Suivent une scène de mariage burlesque mais anodine et le récit de la vie de Tralala, qui se fout en l’air de militaire en militaire.

La 5ème partie, qui fait prés de la moitié de l’ensemble, est la plus réussie et la plus dérangeante, l’histoire d’Harry, délégué syndical qui rencontre la bande de chez le Grec au cours d’une grève. Il se met par leur intermédiaire à sortir avec des travs, qu’il entretient à coup de notes de frais remboursées par le syndicat. Puis quand la grève s’achève, et avec elle les notes de frais, les travs ne veulent plus entendre parler de lui. Il baisse le froc d’un petit garçon de 10 ans, fout sa bite dans sa bouche ; le gamin se barre en hurlant chercher les gars de chez le Grec qui trucident Harry Black d’une façon atroce en rigolant, le laissent agonisant dans un dernier râle sur le pavé, et retournent se bourrer les côtes dans les chiottes du Grec.

Harry Black est l’un des pires pauvres types que l’on ait jamais croisés dans un roman et on s’identifie quand même à lui ; on jubile quand il retourne une mandale à sa femme, une chieuse imbécile (au lieu de on je devrais écrire je). Et la bande du Grec n’est jamais rien d’autre que la vie ou la fatalité, même pas méchante juste dure, qui pousse chacun vers ses penchants avant de punir pour ces mêmes penchants.
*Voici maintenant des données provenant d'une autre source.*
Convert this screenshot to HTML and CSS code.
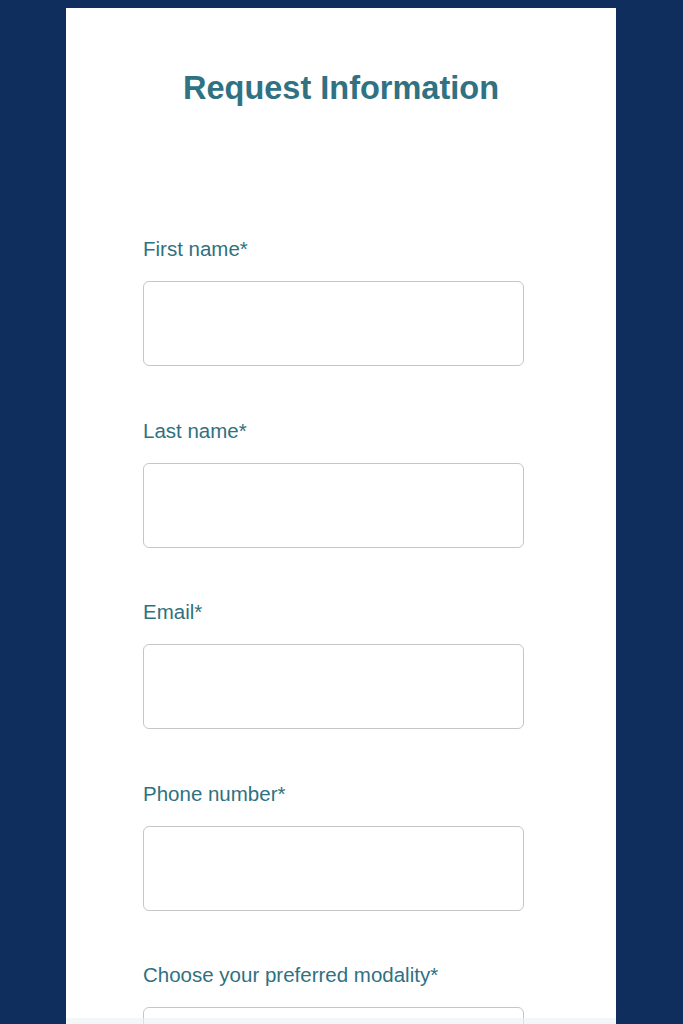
FILE: index.html
```html
<!DOCTYPE html>
<html lang="en">
<head>
    <meta charset="UTF-8">
    <meta name="viewport" content="width=device-width, initial-scale=1.0">
    <title>Request Information</title>
    <link rel="stylesheet" href="styles.css">
</head>
<body>
    <div class="card">
        <h1 class="title">Request Information</h1>
        <form class="form">
            <label class="field">
                <span class="field-label">First name*</span>
                <input type="text" class="field-input">
            </label>
            <label class="field">
                <span class="field-label">Last name*</span>
                <input type="text" class="field-input">
            </label>
            <label class="field">
                <span class="field-label">Email*</span>
                <input type="email" class="field-input">
            </label>
            <label class="field">
                <span class="field-label">Phone number*</span>
                <input type="tel" class="field-input">
            </label>
            <label class="field">
                <span class="field-label">Choose your preferred modality*</span>
                <input type="text" class="field-input">
            </label>
        </form>
    </div>
    <!-- bottom strip that sits over the form -->
    <div class="bottom-strip"></div>
</body>
</html>
```

FILE: styles.css
```css
*{
    padding: 0;
    margin: 0;
    box-sizing: border-box;
}
html,body{
    background-color: #0f2d5d;
}
body{
    font-family: "Liberation Sans", Arial, Helvetica, sans-serif;
    height: 1024px;
    overflow: hidden;
    padding-right: 1px;
}
.card{
    width: 550px;
    margin: 8px auto 0;
    background-color: #fff;
    padding: 62px 0 40px;
}
.title{
    text-align: center;
    font-size: 32.5px;
    line-height: 37px;
    font-weight: bold;
    color: #307282;
    margin-bottom: 130px;
}
.form{
    width: 381px;
    margin-left: 77px;
}
.field{
    display: block;
}
.field-label{
    display: block;
    font-size: 20.5px;
    line-height: 24px;
    color: #2f7181;
    margin-bottom: 20px;
}
.field-input{
    display: block;
    width: 100%;
    height: 85px;
    border: 1.5px solid #c6c6c6;
    border-radius: 6px;
    background: transparent;
    margin-bottom: 52.5px;
    outline: none;
}
.bottom-strip{
    position: fixed;
    left: 50%;
    bottom: 0;
    width: 550px;
    margin-left: -275.5px;
    height: 6px;
    background-color: rgba(235, 242, 244, .6);
}
```
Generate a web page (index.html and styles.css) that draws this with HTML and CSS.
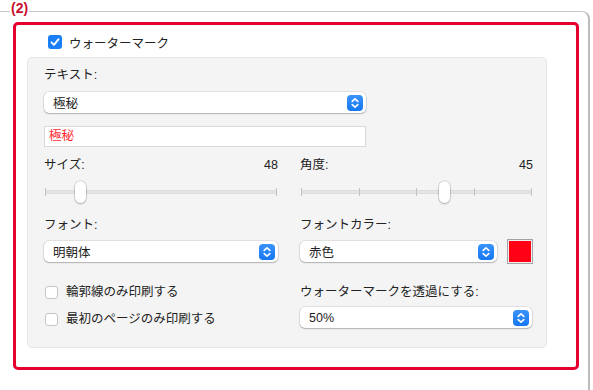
FILE: index.html
```
<!DOCTYPE html>
<html lang="ja">
<head>
<meta charset="UTF-8">
<meta name="viewport" content="width=device-width, initial-scale=1.0">
<title>watermark settings</title>
<link rel="stylesheet" href="styles.css">
</head>
<body>
    <div class="page">
        <span class="step">(2)</span>
        <div class="window">
            <div class="frame">
                <div class="check-row main-check">
                    <span class="checkbox checked">
                        <svg width="14" height="14" viewBox="0 0 14 14"><path d="M3.5 7.3 L6 9.8 L10.6 4.2" fill="none" stroke="#fff" stroke-width="1.9" stroke-linecap="round" stroke-linejoin="round"/></svg>
                    </span>
                    <span>ウォーターマーク</span>
                </div>
                <div class="panel">
                    <div class="field-label">テキスト:</div>
                    <div class="select wide">
                        <span>極秘</span>
                        <span class="stepper"><svg width="16" height="16" viewBox="0 0 16 16"><path d="M5.2 6.4 L8 3.8 L10.8 6.4 M5.2 9.6 L8 12.2 L10.8 9.6" fill="none" stroke="#fff" stroke-width="1.6" stroke-linecap="round" stroke-linejoin="round"/></svg></span>
                    </div>
                    <div class="text-input">極秘</div>

                    <div class="columns">
                        <!-- size / angle -->
                        <div class="col">
                            <div class="value-row"><span>サイズ:</span><span>48</span></div>
                            <div class="slider">
                                <span class="tick"></span>
                                <span class="tick"></span>
                                <span class="thumb" style="left: 15.4%"></span>
                            </div>
                        </div>
                        <div class="col">
                            <div class="value-row"><span>角度:</span><span>45</span></div>
                            <div class="slider">
                                <span class="tick"></span>
                                <span class="tick"></span>
                                <span class="tick"></span>
                                <span class="tick"></span>
                                <span class="tick"></span>
                                <span class="thumb" style="left: 61.8%"></span>
                            </div>
                        </div>

                        <!-- font / colour -->
                        <div class="col">
                            <div class="field-label spaced">フォント:</div>
                            <div class="select row-select">
                                <span>明朝体</span>
                                <span class="stepper"><svg width="16" height="16" viewBox="0 0 16 16"><path d="M5.2 6.4 L8 3.8 L10.8 6.4 M5.2 9.6 L8 12.2 L10.8 9.6" fill="none" stroke="#fff" stroke-width="1.6" stroke-linecap="round" stroke-linejoin="round"/></svg></span>
                            </div>
                        </div>
                        <div class="col">
                            <div class="field-label spaced">フォントカラー:</div>
                            <div class="color-row">
                                <div class="select">
                                    <span>赤色</span>
                                    <span class="stepper"><svg width="16" height="16" viewBox="0 0 16 16"><path d="M5.2 6.4 L8 3.8 L10.8 6.4 M5.2 9.6 L8 12.2 L10.8 9.6" fill="none" stroke="#fff" stroke-width="1.6" stroke-linecap="round" stroke-linejoin="round"/></svg></span>
                                </div>
                                <span class="swatch"><span class="swatch-fill"></span></span>
                            </div>
                        </div>

                        <!-- options / opacity -->
                        <div class="col">
                            <div class="check-row option first">
                                <span class="checkbox"></span>
                                <span>輪郭線のみ印刷する</span>
                            </div>
                            <div class="check-row option">
                                <span class="checkbox"></span>
                                <span>最初のページのみ印刷する</span>
                            </div>
                        </div>
                        <div class="col">
                            <div class="field-label lower">ウォーターマークを透過にする:</div>
                            <div class="select row-select opacity">
                                <span>50%</span>
                                <span class="stepper"><svg width="16" height="16" viewBox="0 0 16 16"><path d="M5.2 6.4 L8 3.8 L10.8 6.4 M5.2 9.6 L8 12.2 L10.8 9.6" fill="none" stroke="#fff" stroke-width="1.6" stroke-linecap="round" stroke-linejoin="round"/></svg></span>
                            </div>
                        </div>
                    </div>
                </div>
            </div>
        </div>
    </div>
</body>
</html>
```

FILE: styles.css
```
body {
    margin: 0;
    background-color: #ffffff;
    font-family: "Liberation Sans", "Noto Sans CJK JP", sans-serif;
    font-size: 12px;
    color: #222;
}
.page {
    position: relative;
    height: 390px;
    overflow: hidden;
}
.step {
    position: absolute;
    left: 10px;
    top: 1px;
    padding: 0 1px;
    background-color: #ffffff;
    font-weight: bold;
    font-size: 14px;
    line-height: 15px;
    color: #c8102e;
}
.window {
    margin-top: 11px;
    width: 590px;
    height: 379px;
    box-sizing: border-box;
    border-top: 1px solid #c8c8c8;
    border-right: 2px solid #bbbbbb;
    border-top-right-radius: 8px;
}
.frame {
    margin: 10px 0 0 13px;
    width: 566px;
    height: 348px;
    box-sizing: border-box;
    border: 3px solid #e5002d;
    border-radius: 5px;
}
.check-row {
    display: flex;
    align-items: center;
}
.main-check {
    margin: 10px 0 0 32px;
    height: 14px;
    gap: 7px;
    font-size: 12.5px;
}
.checkbox {
    width: 13px;
    height: 13px;
    box-sizing: border-box;
    border: 1px solid #c6c6c6;
    border-radius: 3px;
    background-color: #ffffff;
    flex-shrink: 0;
}
.checkbox.checked {
    width: 14px;
    height: 14px;
    border: none;
    background-color: #1a7ef5;
    display: flex;
}
.panel {
    margin: 8px 0 0 11px;
    width: 520px;
    height: 291px;
    box-sizing: border-box;
    background-color: #f4f4f4;
    border: 1px solid #e6e6e6;
    border-radius: 5px;
    padding: 9px 13px 0 16px;
}
.field-label {
    height: 16px;
    line-height: 16px;
    font-size: 12.5px;
}
.select {
    display: flex;
    align-items: center;
    justify-content: space-between;
    height: 21px;
    box-sizing: border-box;
    background-color: #ffffff;
    border-radius: 5px;
    box-shadow: 0 0 0 0.5px rgba(0, 0, 0, 0.16), 0 1px 1.5px rgba(0, 0, 0, 0.22);
    padding: 0 3px 0 9px;
    font-size: 12.5px;
}
.select.wide {
    width: 322px;
    margin-top: 9px;
}
.stepper {
    width: 16px;
    height: 16px;
    border-radius: 4px;
    background: linear-gradient(#3b93fb, #1577f1);
    display: flex;
}
.text-input {
    width: 322px;
    height: 21px;
    margin-top: 13px;
    box-sizing: border-box;
    background-color: #ffffff;
    border: 1px solid #d9d9d9;
    color: #ff1f2f;
    padding-left: 4px;
    line-height: 19px;
    font-size: 12.5px;
}
.columns {
    display: grid;
    grid-template-columns: 234px 233px;
    column-gap: 22px;
}
.value-row {
    display: flex;
    justify-content: space-between;
    height: 16px;
    line-height: 16px;
    margin-top: 10px;
    font-size: 12.5px;
}
.slider {
    position: relative;
    height: 24px;
    margin-top: 7px;
    padding: 0 1px;
    display: flex;
    justify-content: space-between;
    align-items: center;
}
.slider::before {
    content: "";
    position: absolute;
    left: 1px;
    right: 1px;
    top: 10px;
    height: 4px;
    border-radius: 2px;
    background-color: #e4e4e4;
    box-shadow: inset 0 0 0 0.5px #d6d6d6;
}
.tick {
    position: relative;
    width: 1px;
    height: 8px;
    background-color: #c2c2c2;
}
.thumb {
    position: absolute;
    top: 1px;
    width: 11px;
    height: 22px;
    margin-left: -5px;
    background-color: #ffffff;
    border-radius: 6px;
    box-shadow: 0 0 0 0.5px rgba(0, 0, 0, 0.2), 0 1px 2px rgba(0, 0, 0, 0.25);
}
.field-label.spaced {
    margin-top: 13px;
}
.row-select {
    margin-top: 8px;
}
.color-row {
    display: flex;
    align-items: center;
    gap: 10px;
    margin-top: 8px;
    height: 21px;
}
.color-row .select {
    flex: 1;
}
.swatch {
    width: 26px;
    height: 25px;
    margin: -2px 0;
    box-sizing: border-box;
    border: 1px solid #a3a3a3;
    padding: 1px;
    background-color: #f0f0f0;
    display: flex;
}
.swatch-fill {
    flex: 1;
    background-color: #ff0014;
}
.option {
    gap: 8px;
    height: 16px;
    line-height: 16px;
    margin-top: 11px;
    padding-left: 1px;
    font-size: 12.5px;
}
.option.first {
    margin-top: 22px;
}
.field-label.lower {
    margin-top: 22px;
}
.opacity {
    margin-top: 7px;
    width: 232px;
}
```
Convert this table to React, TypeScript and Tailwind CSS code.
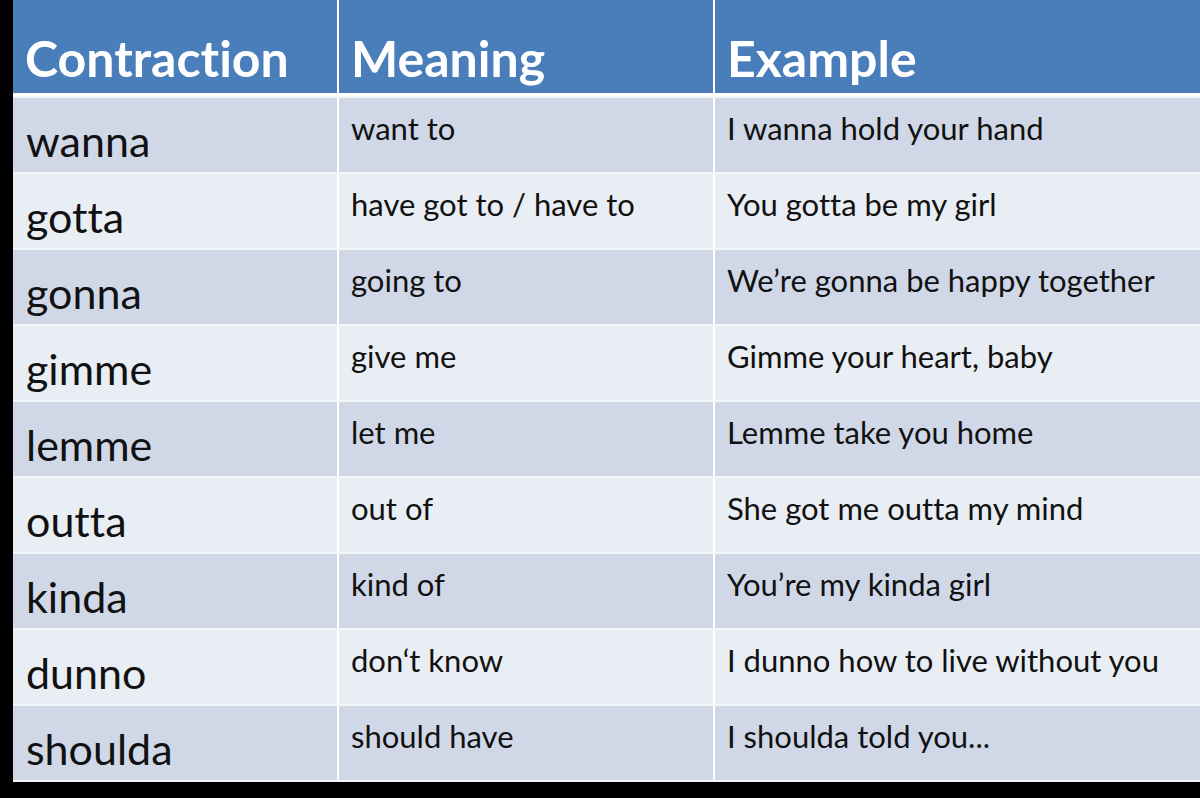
const rows = [
  { word: 'wanna', meaning: 'want to', example: 'I wanna hold your hand' },
  { word: 'gotta', meaning: 'have got to / have to', example: 'You gotta be my girl' },
  { word: 'gonna', meaning: 'going to', example: 'We\u2019re gonna be happy together' },
  { word: 'gimme', meaning: 'give me', example: 'Gimme your heart, baby' },
  { word: 'lemme', meaning: 'let me', example: 'Lemme take you home' },
  { word: 'outta', meaning: 'out of', example: 'She got me outta my mind' },
  { word: 'kinda', meaning: 'kind of', example: 'You\u2019re my kinda girl' },
  { word: 'dunno', meaning: 'don\u2018t know', example: 'I dunno how to live without you' },
  { word: 'shoulda', meaning: 'should have', example: 'I shoulda told you...' },
];

export default function App() {
  return (
    <div className="w-[1200px] h-[798px] bg-black pl-[13px] pb-[18px] overflow-hidden font-['Lato','Liberation_Sans',sans-serif] [font-variant-ligatures:none] text-[#111111]">
      <div className="bg-[#f4f6fa] flex flex-col gap-[2px] pb-[2px]">
        <div className="grid grid-cols-[324px_374px_1fr] gap-x-[2px] bg-white pb-[3px]">
          {['Contraction', 'Meaning', 'Example'].map((h) => (
            <div key={h} className="h-[93px] bg-[#4a7ebb] text-white font-bold text-[50px] leading-none pt-[33px] pl-[12px]">
              {h}
            </div>
          ))}
        </div>
        {rows.map((r, i) => (
          <div key={r.word} className="grid grid-cols-[324px_374px_1fr] gap-x-[2px] bg-white">
            <div className={`h-[74px] ${i % 2 === 0 ? 'bg-[#d0d8e8]' : 'bg-[#e9edf4]'} text-[43px] leading-none pt-[21px] pl-[13px]`}>
              {r.word}
            </div>
            <div className={`h-[74px] ${i % 2 === 0 ? 'bg-[#d0d8e8]' : 'bg-[#e9edf4]'} text-[31px] leading-none pt-[15px] pl-[12px]`}>
              {r.meaning}
            </div>
            <div className={`h-[74px] ${i % 2 === 0 ? 'bg-[#d0d8e8]' : 'bg-[#e9edf4]'} text-[31px] leading-none pt-[15px] pl-[12px]`}>
              {r.example}
            </div>
          </div>
        ))}
      </div>
    </div>
  );
}
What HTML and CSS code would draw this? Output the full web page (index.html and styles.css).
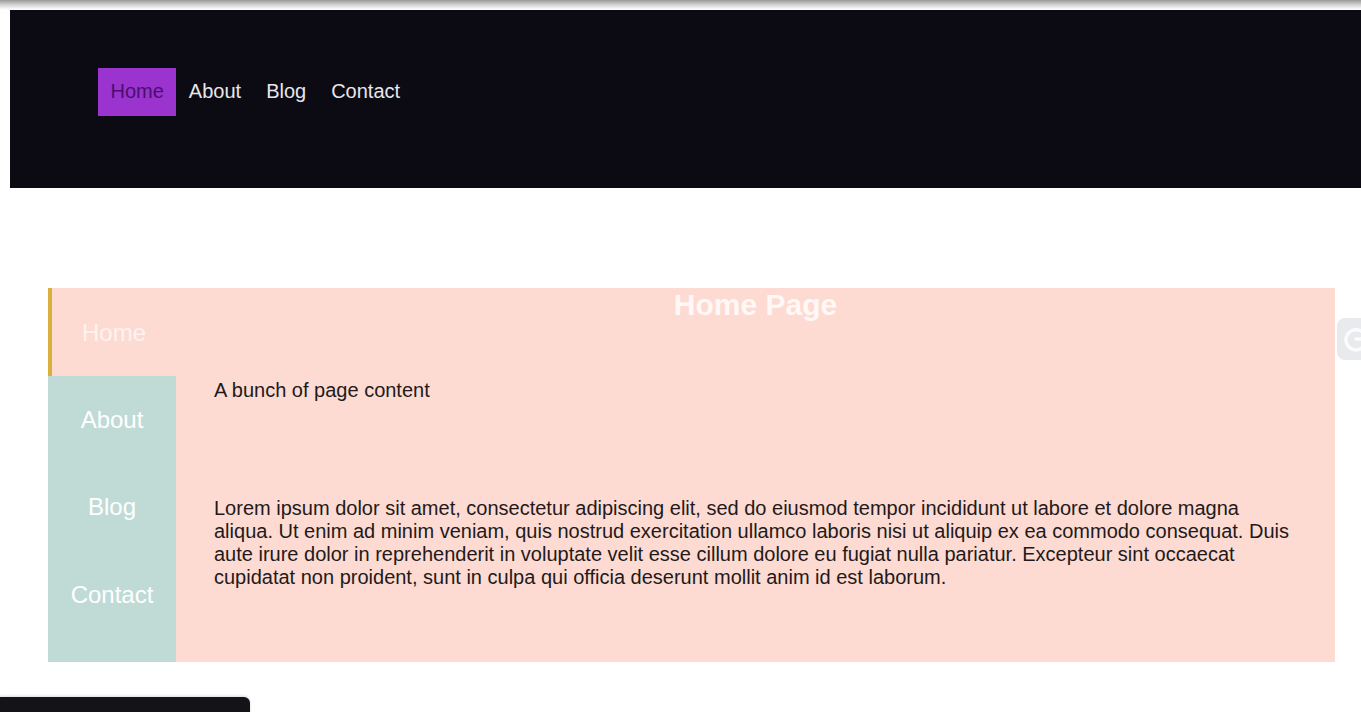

La sixième partie, intitulé « coda » (ce qui signifie conclusion sur les partitions), est difficile à interpréter : nulle trace de la bande du Grec, même si des prénoms reviennent (Vinnie notamment) dans cet espèce de zapping de cité, où des scénettes s’enchaînent d’appartement en appartement, ou sur le banc du square, etc… encore de la violence, de l’égoïsme, de la méchanceté à tous les étages. Morale de l’histoire : tout va mal, tout continuera à aller mal et pourtant la vie continue.